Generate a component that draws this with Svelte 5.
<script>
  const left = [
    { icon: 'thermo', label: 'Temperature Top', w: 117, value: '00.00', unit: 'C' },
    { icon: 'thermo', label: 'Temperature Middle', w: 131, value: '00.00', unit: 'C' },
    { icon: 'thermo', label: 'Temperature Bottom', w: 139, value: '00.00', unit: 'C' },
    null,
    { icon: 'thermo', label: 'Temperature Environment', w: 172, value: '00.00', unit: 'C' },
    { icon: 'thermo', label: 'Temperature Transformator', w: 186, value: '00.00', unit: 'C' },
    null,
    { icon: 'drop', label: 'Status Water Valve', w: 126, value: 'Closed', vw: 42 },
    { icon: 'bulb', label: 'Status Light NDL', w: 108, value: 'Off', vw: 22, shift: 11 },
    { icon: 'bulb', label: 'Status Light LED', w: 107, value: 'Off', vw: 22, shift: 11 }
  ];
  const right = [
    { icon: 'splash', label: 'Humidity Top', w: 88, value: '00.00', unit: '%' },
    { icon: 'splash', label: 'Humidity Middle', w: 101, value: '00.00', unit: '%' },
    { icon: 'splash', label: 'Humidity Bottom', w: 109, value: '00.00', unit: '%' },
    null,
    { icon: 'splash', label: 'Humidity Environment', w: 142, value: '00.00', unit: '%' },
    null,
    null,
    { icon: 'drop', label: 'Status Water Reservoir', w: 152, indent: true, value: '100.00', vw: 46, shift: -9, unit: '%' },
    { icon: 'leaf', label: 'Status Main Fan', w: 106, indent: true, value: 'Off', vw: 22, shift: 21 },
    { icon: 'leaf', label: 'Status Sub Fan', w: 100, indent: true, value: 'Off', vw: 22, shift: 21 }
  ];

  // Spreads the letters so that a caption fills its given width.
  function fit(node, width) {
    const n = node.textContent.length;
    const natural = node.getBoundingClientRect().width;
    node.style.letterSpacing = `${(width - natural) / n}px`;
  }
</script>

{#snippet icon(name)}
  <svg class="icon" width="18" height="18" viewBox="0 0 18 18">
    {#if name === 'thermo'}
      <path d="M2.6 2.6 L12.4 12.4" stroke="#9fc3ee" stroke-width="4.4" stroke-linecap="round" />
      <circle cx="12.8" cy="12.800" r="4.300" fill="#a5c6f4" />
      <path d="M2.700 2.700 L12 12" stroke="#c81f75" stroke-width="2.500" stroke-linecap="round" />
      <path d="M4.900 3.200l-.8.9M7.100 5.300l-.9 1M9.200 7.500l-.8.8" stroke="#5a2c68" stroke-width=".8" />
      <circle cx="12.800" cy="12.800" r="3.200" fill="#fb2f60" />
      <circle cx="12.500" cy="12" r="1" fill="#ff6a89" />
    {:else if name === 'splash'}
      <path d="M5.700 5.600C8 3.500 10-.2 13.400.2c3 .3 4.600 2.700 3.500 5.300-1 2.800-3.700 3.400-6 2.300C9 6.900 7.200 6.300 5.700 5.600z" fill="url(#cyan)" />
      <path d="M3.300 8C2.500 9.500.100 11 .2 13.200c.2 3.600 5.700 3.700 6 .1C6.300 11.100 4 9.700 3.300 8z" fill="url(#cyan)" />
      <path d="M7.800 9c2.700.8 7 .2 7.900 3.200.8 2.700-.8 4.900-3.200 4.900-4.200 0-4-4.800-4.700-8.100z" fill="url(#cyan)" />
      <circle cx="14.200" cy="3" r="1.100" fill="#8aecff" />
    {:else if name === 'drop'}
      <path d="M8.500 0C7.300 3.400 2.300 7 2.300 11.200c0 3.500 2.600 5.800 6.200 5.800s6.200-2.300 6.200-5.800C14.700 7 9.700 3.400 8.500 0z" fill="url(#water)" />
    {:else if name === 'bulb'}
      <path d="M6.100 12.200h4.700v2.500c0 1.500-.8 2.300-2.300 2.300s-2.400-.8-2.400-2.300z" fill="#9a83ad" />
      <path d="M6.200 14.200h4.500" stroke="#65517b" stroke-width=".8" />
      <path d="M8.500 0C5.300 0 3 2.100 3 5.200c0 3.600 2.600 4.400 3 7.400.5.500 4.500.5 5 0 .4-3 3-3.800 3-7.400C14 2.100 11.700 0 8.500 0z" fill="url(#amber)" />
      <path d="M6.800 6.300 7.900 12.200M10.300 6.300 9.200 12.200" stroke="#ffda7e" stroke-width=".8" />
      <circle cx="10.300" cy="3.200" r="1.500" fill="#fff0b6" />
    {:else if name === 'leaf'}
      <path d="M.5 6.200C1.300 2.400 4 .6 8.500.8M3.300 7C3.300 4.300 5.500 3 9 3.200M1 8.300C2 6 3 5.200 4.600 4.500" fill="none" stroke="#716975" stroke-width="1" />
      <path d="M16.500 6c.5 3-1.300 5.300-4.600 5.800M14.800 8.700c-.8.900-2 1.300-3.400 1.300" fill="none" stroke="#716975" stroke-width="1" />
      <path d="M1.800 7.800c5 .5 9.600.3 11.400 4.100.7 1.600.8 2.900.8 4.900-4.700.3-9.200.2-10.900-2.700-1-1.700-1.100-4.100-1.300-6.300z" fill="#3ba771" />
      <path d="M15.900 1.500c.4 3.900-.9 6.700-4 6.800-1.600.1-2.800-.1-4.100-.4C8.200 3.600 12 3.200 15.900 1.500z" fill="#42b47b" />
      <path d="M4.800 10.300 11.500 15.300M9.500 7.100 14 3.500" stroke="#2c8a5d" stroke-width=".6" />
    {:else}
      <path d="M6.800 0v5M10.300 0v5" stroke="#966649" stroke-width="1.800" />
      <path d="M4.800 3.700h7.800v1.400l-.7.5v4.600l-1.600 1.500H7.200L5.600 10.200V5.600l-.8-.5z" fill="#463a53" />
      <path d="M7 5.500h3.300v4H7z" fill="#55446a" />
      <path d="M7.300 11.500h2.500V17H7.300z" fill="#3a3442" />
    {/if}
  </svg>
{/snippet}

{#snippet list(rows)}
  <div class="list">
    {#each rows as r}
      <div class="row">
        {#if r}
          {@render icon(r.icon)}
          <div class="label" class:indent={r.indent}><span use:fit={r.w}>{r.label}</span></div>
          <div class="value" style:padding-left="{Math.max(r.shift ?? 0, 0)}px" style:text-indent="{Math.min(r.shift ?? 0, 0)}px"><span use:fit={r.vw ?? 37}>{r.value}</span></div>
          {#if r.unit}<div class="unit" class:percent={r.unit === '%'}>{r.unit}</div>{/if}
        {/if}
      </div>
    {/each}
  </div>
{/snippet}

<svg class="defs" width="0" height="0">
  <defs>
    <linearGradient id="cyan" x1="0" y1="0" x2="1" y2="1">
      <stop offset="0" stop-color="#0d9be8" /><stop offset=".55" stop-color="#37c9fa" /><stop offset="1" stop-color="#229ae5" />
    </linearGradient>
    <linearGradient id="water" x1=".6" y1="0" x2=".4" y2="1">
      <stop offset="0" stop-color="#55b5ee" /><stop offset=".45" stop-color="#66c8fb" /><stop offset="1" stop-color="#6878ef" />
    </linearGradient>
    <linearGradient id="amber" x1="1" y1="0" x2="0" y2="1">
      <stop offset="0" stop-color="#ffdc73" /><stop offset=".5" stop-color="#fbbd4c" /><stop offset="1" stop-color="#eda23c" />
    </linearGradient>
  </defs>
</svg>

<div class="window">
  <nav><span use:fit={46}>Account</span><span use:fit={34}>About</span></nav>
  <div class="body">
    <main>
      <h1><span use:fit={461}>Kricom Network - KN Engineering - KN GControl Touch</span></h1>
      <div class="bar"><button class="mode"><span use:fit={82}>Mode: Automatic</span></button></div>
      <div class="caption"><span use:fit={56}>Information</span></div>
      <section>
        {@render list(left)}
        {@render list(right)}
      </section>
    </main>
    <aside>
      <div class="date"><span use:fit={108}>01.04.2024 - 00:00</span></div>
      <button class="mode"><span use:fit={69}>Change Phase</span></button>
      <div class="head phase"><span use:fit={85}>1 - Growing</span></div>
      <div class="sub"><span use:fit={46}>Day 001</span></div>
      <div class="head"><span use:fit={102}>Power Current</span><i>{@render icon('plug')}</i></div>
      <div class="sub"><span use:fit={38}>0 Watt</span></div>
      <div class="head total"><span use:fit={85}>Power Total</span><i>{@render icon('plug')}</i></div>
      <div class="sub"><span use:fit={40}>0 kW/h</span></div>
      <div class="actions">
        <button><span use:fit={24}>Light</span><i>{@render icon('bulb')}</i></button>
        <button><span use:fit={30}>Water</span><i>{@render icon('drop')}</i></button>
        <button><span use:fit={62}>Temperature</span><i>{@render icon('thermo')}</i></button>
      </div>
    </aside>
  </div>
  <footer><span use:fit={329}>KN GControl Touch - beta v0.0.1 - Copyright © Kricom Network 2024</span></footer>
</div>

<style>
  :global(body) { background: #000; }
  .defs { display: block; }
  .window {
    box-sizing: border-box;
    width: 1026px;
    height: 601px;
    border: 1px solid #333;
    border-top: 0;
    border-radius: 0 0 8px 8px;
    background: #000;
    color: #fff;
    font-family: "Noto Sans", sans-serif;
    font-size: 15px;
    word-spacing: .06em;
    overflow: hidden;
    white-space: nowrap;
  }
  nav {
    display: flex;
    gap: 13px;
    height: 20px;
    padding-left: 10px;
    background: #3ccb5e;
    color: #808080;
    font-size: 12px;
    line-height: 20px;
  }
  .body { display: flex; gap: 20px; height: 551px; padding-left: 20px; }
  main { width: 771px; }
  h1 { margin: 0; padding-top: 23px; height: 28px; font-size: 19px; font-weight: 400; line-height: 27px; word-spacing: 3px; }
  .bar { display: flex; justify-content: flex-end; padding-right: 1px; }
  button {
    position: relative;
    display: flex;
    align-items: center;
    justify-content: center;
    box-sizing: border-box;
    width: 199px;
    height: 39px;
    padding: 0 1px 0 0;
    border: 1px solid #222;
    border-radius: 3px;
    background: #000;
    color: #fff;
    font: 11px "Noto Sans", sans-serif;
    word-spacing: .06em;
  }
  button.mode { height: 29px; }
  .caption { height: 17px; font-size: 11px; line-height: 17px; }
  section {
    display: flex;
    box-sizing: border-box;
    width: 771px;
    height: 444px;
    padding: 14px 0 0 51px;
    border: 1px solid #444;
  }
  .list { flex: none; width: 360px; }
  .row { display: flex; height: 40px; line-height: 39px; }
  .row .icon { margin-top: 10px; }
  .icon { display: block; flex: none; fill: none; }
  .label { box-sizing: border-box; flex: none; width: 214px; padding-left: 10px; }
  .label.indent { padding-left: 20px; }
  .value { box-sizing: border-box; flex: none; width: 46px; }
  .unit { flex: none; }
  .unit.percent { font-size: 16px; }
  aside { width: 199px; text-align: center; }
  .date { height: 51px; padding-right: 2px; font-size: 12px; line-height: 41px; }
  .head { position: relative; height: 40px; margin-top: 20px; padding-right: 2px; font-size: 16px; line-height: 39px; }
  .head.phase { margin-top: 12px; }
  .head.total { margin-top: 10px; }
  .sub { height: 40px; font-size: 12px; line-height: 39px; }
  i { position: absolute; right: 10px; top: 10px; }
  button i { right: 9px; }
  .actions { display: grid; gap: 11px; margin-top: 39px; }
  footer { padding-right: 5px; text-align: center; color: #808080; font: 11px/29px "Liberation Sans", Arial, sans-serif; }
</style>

-- -- --

Short exercise
Gather, from the listing above, every line carrying the word "that".

Correct result
Generate a component that draws this with Svelte 5.
  // Spreads the letters so that a caption fills its given width.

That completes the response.